___ Dataset content
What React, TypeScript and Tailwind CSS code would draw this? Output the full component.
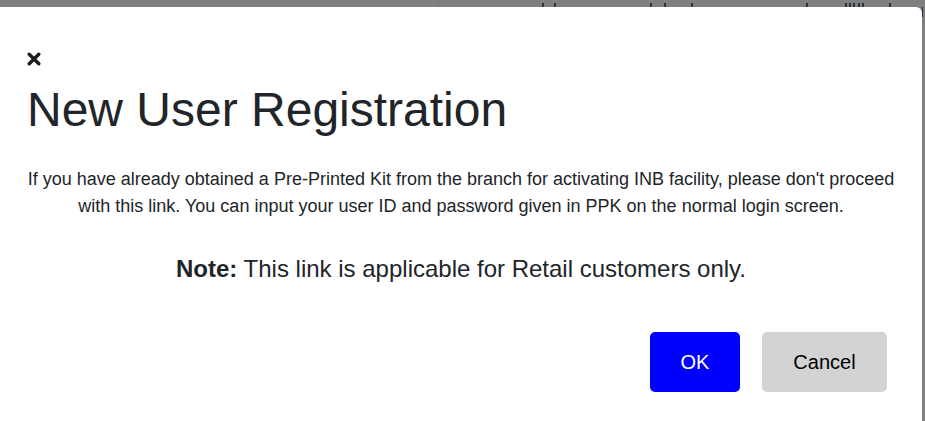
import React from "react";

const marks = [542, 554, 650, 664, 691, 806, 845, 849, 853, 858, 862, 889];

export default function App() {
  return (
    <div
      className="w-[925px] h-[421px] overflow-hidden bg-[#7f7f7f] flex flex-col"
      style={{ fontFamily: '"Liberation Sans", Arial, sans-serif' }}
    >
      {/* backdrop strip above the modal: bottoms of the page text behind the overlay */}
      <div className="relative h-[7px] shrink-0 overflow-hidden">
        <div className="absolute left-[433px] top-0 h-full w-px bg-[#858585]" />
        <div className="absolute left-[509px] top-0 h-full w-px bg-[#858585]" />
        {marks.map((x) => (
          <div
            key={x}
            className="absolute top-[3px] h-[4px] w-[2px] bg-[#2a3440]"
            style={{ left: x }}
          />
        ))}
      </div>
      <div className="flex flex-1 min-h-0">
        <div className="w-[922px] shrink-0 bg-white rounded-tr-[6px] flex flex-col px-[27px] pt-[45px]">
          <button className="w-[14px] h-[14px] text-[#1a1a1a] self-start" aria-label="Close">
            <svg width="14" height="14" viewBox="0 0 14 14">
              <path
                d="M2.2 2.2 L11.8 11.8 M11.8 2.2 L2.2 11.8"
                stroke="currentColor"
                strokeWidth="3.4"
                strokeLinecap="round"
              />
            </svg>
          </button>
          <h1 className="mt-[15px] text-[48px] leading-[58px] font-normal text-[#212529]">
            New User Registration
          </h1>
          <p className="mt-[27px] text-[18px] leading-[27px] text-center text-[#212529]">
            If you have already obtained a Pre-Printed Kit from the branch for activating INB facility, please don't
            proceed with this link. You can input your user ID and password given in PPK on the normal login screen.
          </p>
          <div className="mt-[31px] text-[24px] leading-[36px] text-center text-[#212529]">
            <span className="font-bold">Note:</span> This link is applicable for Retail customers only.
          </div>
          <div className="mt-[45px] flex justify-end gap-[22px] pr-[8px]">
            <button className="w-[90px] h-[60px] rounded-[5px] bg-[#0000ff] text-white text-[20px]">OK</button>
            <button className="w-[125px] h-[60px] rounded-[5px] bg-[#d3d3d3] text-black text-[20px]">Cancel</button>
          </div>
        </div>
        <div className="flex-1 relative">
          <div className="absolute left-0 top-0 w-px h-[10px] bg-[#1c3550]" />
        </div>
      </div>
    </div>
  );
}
______
== Task brief ==
Set the lines above down again, word for word, from the first through the one containing "858, 862, 889];"; pictures excluded.

== Written solution ==
What React, TypeScript and Tailwind CSS code would draw this? Output the full component.
import React from "react";

const marks = [542, 554, 650, 664, 691, 806, 845, 849, 853, 858, 862, 889];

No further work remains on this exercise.